12 et 13 avril 1234 Le sac de Constantinople par les Croisés catholiques Guerre de religion ou soif de l’or

dimanche 14 avril 2024.
 

Une prostituée, assise en posture triomphante, pousse des cris obscènes sur le trône patriarcal d’Hagia Sophia, Sainte-Sophie, coeur religieux de Byzance. D’autres filles de joie reçoivent l’hommage des croisés francs en train de briser la grande iconostase. A l’intérieur du sanctuaire, pour assouvir leur soif de butin, les profanateurs hissent leurs mules, qu’ils chargent de reliques d’or. Ce 13 avril 1204, les flammes s’élèvent déjà sur une bonne moitié de la ville sainte. Andrea Dandolo, le doge de Venise presque aveugle depuis une rixe lointaine avec des Byzantins, et les princes de la quatrième croisade - Baudouin, comte de Flandre, Boniface, marquis de Montferrat, Louis, comte de Blois - viennent de prendre possession du palais. Hommage aux vainqueurs : ils donnent trois jours aux soldats pour piller Constantinople.

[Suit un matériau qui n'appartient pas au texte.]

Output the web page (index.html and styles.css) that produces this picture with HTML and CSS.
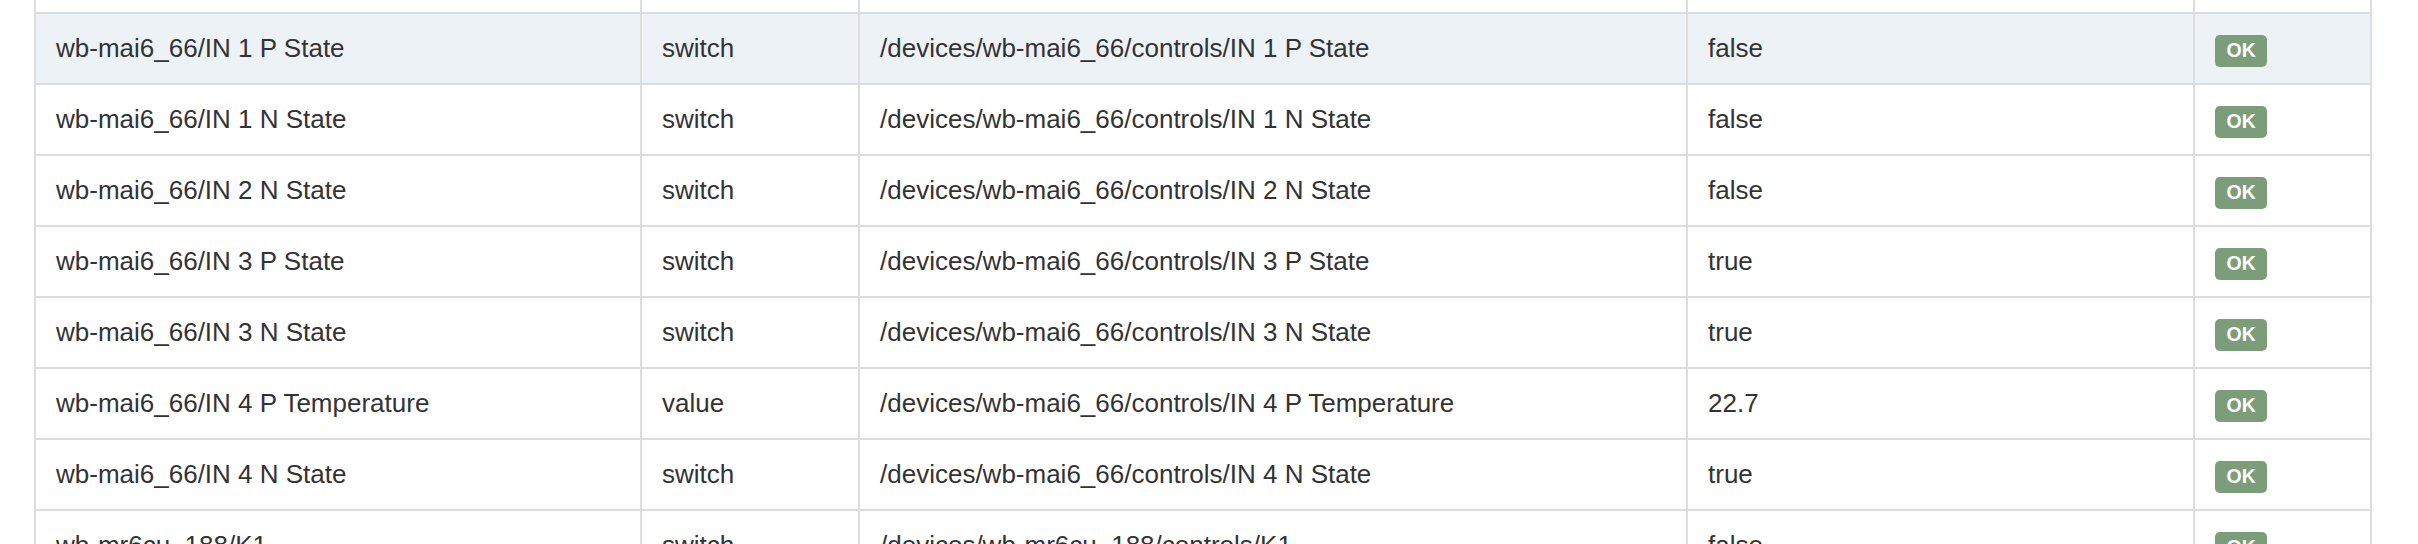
FILE: index.html
```html
<!DOCTYPE html>
<html>
<head>
<meta charset="utf-8">
<link rel="stylesheet" href="styles.css">
</head>
<body>
<div class="viewport">
<table class="controls">
<colgroup>
<col class="c-name"><col class="c-type"><col class="c-topic"><col class="c-value"><col class="c-status">
</colgroup>
<tbody>
<tr class="spacer"><td></td><td></td><td></td><td></td><td></td></tr>
<tr class="active"><td>wb-mai6_66/IN 1 P State</td><td>switch</td><td>/devices/wb-mai6_66/controls/IN 1 P State</td><td>false</td><td><span class="badge">OK</span></td></tr>
<tr><td>wb-mai6_66/IN 1 N State</td><td>switch</td><td>/devices/wb-mai6_66/controls/IN 1 N State</td><td>false</td><td><span class="badge">OK</span></td></tr>
<tr><td>wb-mai6_66/IN 2 N State</td><td>switch</td><td>/devices/wb-mai6_66/controls/IN 2 N State</td><td>false</td><td><span class="badge">OK</span></td></tr>
<tr><td>wb-mai6_66/IN 3 P State</td><td>switch</td><td>/devices/wb-mai6_66/controls/IN 3 P State</td><td>true</td><td><span class="badge">OK</span></td></tr>
<tr><td>wb-mai6_66/IN 3 N State</td><td>switch</td><td>/devices/wb-mai6_66/controls/IN 3 N State</td><td>true</td><td><span class="badge">OK</span></td></tr>
<tr><td>wb-mai6_66/IN 4 P Temperature</td><td>value</td><td>/devices/wb-mai6_66/controls/IN 4 P Temperature</td><td>22.7</td><td><span class="badge">OK</span></td></tr>
<tr><td>wb-mai6_66/IN 4 N State</td><td>switch</td><td>/devices/wb-mai6_66/controls/IN 4 N State</td><td>true</td><td><span class="badge">OK</span></td></tr>
<tr><td>wb-mr6cu_188/K1</td><td>switch</td><td>/devices/wb-mr6cu_188/controls/K1</td><td>false</td><td><span class="badge">OK</span></td></tr>
</tbody>
</table>
</div>
</body>
</html>
```
FILE: styles.css
```css
html, body {
  margin: 0;
  padding: 0;
  background: #ffffff;
}
.viewport {
  height: 544px;
  overflow: hidden;
  padding-left: 34px;
}
.controls {
  border-collapse: collapse;
  table-layout: fixed;
  width: 2338px;
  font-family: "Liberation Sans", Arial, sans-serif;
  font-size: 26px;
  line-height: 37px;
  color: #333333;
}
.c-name { width: 606px; }
.c-type { width: 218px; }
.c-topic { width: 828px; }
.c-value { width: 507px; }
.c-status { width: 177px; }
.controls td {
  border: 2px solid #dddddd;
  padding: 16px 20px;
  text-align: left;
  vertical-align: top;
  white-space: nowrap;
}
.controls tr.spacer td {
  border-top: 0;
  padding: 0;
  height: 12px;
  line-height: 0;
}
.controls tr.active td {
  background: #edf2f6;
}
.badge {
  display: inline-block;
  font-size: 19.5px;
  font-weight: bold;
  line-height: 20px;
  padding: 5px 11.5px 7px;
  border-radius: 5px;
  background: #7c9d79;
  color: #ffffff;
}
```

Une ivresse d’or et de sang leur monte alors à la tête. Au son des trompettes, derrière une litanie de prêtres en ornements, les croisés se ruent dans la ville sainte des Grecs, tuent tout sur leur passage, massacrent les nouveau-nés, outragent des femmes, rouent de coups de vieux moines. Aucune église n’est épargnée. Ils brisent les icônes et répandent par terre « le corps et le sang du Sauveur ». Témoin des atrocités, Jean Masaritès, métropolite d’Ephèse, raconte qu’« ils versent du sang sur les saintes tables et, à la place de l’Agneau de Dieu sacrifié, traînent des gens comme des moutons pour leur trancher la tête ». Si fière de sa culture, Byzance voit s’envoler en fumée des tonnes de manuscrits de l’Antiquité. Car les croisés dépouillent aussi les bibliothèques, les palais et hôtels particuliers, les places et édifices publics de trésors que neuf siècles d’histoire ont entassés. Dans sa Conquête de Constantinople, le chroniqueur Robert de Clari assure qu’avant l’assaut les croisés avaient juré sur les Saints Evangiles qu’« ils ne porteraient pas la main sur les moines, les prêtres et clercs grecs et n’endommageraient les églises, ni les monastères ». Mais comment résister à la tentation devant les trônes et les autels, les reliques et les bijoux, les vaisselles d’or et d’argent, les étoffes brodées ? Les clercs de l’expédition ne sont pas les derniers à participer à la curée. Jamais ils n’avaient osé rêver à pareille manne. Les collections de reliques de Byzance sont les plus belles de l’histoire de la chrétienté. Martin de Pairis, abbé cistercien, et Pierre de Capoue, cardinal et légat du pape, puisent à pleines mains dans des chefs-d’oeuvre qui finiront dans les églises de France.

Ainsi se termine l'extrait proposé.